By coincidence, it was Rod Basehore’s 75th birthday on Friday and this gave the performance an extra edge, as I suspect the players wanted to break a leg or two on their mentor’s big day. It’s too bad the final show was last Saturday because it would be nice to have it run all summer, and those readers who neglected to go when they had the chance could redeem themselves!

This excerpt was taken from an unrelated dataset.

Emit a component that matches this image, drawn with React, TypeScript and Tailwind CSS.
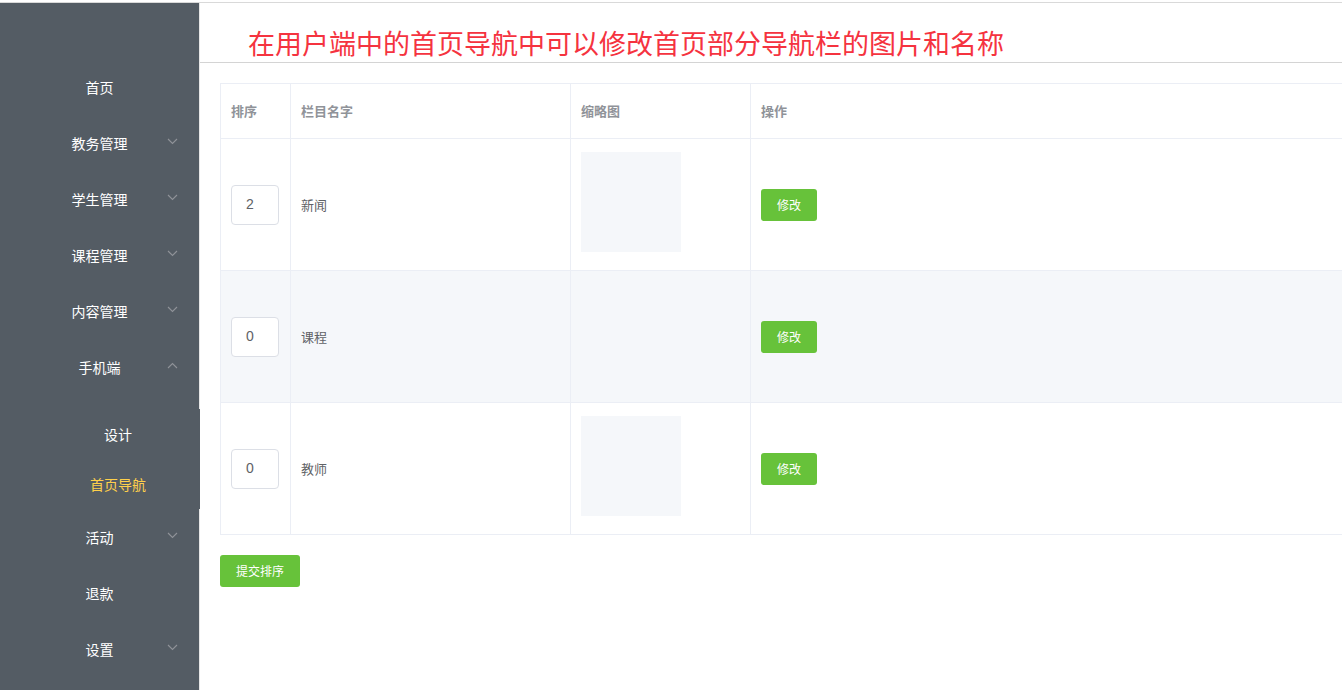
import React from "react";

const font = { fontFamily: '"Noto Sans CJK SC", "Liberation Sans", sans-serif' };

function Chevron({ up = false }: { up?: boolean }) {
  return (
    <svg width="11" height="7" viewBox="0 0 11 7" className="absolute right-[21px] top-[23px]">
      <polyline
        points={up ? "1,6 5.5,1.5 10,6" : "1,1 5.5,5.5 10,1"}
        fill="none"
        stroke="#909399"
        strokeWidth="1.1"
      />
    </svg>
  );
}

function MenuItem({ label, arrow, up }: { label: string; arrow?: boolean; up?: boolean }) {
  return (
    <div className="relative h-[56px] flex items-center justify-center text-[14px] text-white">
      <span>{label}</span>
      {arrow && <Chevron up={up} />}
    </div>
  );
}

const rows = [
  { order: "2", name: "新闻", thumb: true, striped: false },
  { order: "0", name: "课程", thumb: false, striped: true },
  { order: "0", name: "教师", thumb: true, striped: false },
];

export default function App() {
  return (
    <div className="w-[1342px] h-[690px] overflow-hidden bg-white" style={font}>
      <div className="h-[3px] border-b border-[#d9d9d9]" />
      <div className="flex h-[687px]">
        <aside className="w-[200px] shrink-0 bg-[#545c64] border-r border-[#e6e6e6] pt-[56px]">
          <MenuItem label="首页" />
          <MenuItem label="教务管理" arrow />
          <MenuItem label="学生管理" arrow />
          <MenuItem label="课程管理" arrow />
          <MenuItem label="内容管理" arrow />
          <MenuItem label="手机端" arrow up />
          <div className="h-[14px]" />
          <div className="w-[200px] bg-[#545c64] relative">
            <div className="h-[50px] flex items-center justify-center pl-[36px] text-[14px] text-white">设计</div>
            <div className="h-[50px] flex items-center justify-center pl-[36px] text-[14px] text-[#ffd04b]">首页导航</div>
          </div>
          <MenuItem label="活动" arrow />
          <MenuItem label="退款" />
          <MenuItem label="设置" arrow />
        </aside>
        <main className="flex-1 min-w-0">
          <div className="h-[60px] border-b border-[#d4d4d4] pl-[48px] pt-[22px]">
            <h1 className="text-[27px] leading-[36px] text-[#f5333f] whitespace-nowrap">
              在用户端中的首页导航中可以修改首页部分导航栏的图片和名称
            </h1>
          </div>
          <div className="pl-[20px] pt-[20px]">
            <table className="w-[1200px] border-collapse table-fixed text-[13px]">
              <colgroup>
                <col className="w-[70px]" />
                <col className="w-[280px]" />
                <col className="w-[180px]" />
                <col />
              </colgroup>
              <thead>
                <tr className="h-[55px]">
                  {["排序", "栏目名字", "缩略图", "操作"].map((h) => (
                    <th
                      key={h}
                      className="border border-[#ebeef5] px-[10px] text-left font-bold text-[#909399]"
                    >
                      {h}
                    </th>
                  ))}
                </tr>
              </thead>
              <tbody>
                {rows.map((r, i) => (
                  <tr key={i} className={`h-[132px] ${r.striped ? "bg-[#f5f7fa]" : "bg-white"}`}>
                    <td className="border border-[#ebeef5] px-[10px]">
                      <div
                        className="w-[48px] h-[40px] border border-[#dcdfe6] rounded-[4px] bg-white flex items-center pl-[14px] text-[14px] text-[#606266]"
                        style={{ fontFamily: '"Liberation Sans", sans-serif' }}
                      >
                        {r.order}
                      </div>
                    </td>
                    <td className="border border-[#ebeef5] px-[10px] text-[#606266]">{r.name}</td>
                    <td className="border border-[#ebeef5] px-[10px]">
                      {r.thumb && <div className="w-[100px] h-[100px] bg-[#f5f7fa] mb-[6px]" />}
                    </td>
                    <td className="border border-[#ebeef5] px-[10px]">
                      <button className="w-[56px] h-[32px] rounded-[3px] bg-[#67c23a] text-white text-[12px]">
                        修改
                      </button>
                    </td>
                  </tr>
                ))}
              </tbody>
            </table>
            <button className="mt-[20px] w-[80px] h-[32px] rounded-[3px] bg-[#67c23a] text-white text-[12px]">
              提交排序
            </button>
          </div>
        </main>
      </div>
    </div>
  );
}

The audience on Friday got redeemed, big time, roaring at all the ironic little hypocrisies of the fundamentalist preacher Reverand Hooker (Marcus Magdaleno), the shallow reading of scripture and narrow-minded denial in the recurring line “we’re not meant to know” being used to answer everything from mystical questions to ethical ones. Yes, they thought it was all outrageously ridiculous, especially when Marguerite’s chronically unemployed son Royce (John Hanes) tries to make sense of the cosmos by talking in metaphysical circles — literally, or course. But only the Friday before many of these same folks had watched with rapt, sober approval while the preacher of their own progressive cult, the Anderson Valley School administrator, a fellow whose name I haven’t bothered to learn, read a vapid little note by an anonymous eighth-grader as a suitable eulogy for Tom Smith at the Anderson Valley Graduation ceremonies. An adult, someone who had long worked with Smith and knew him well, someone who had prepared some dignified remarks, standing readily at hand to do this solemn duty, was totally ignored. How funny was that?

Before we answer, perhaps we should reconsider Dr. Swift’s simile about the mirror of satire.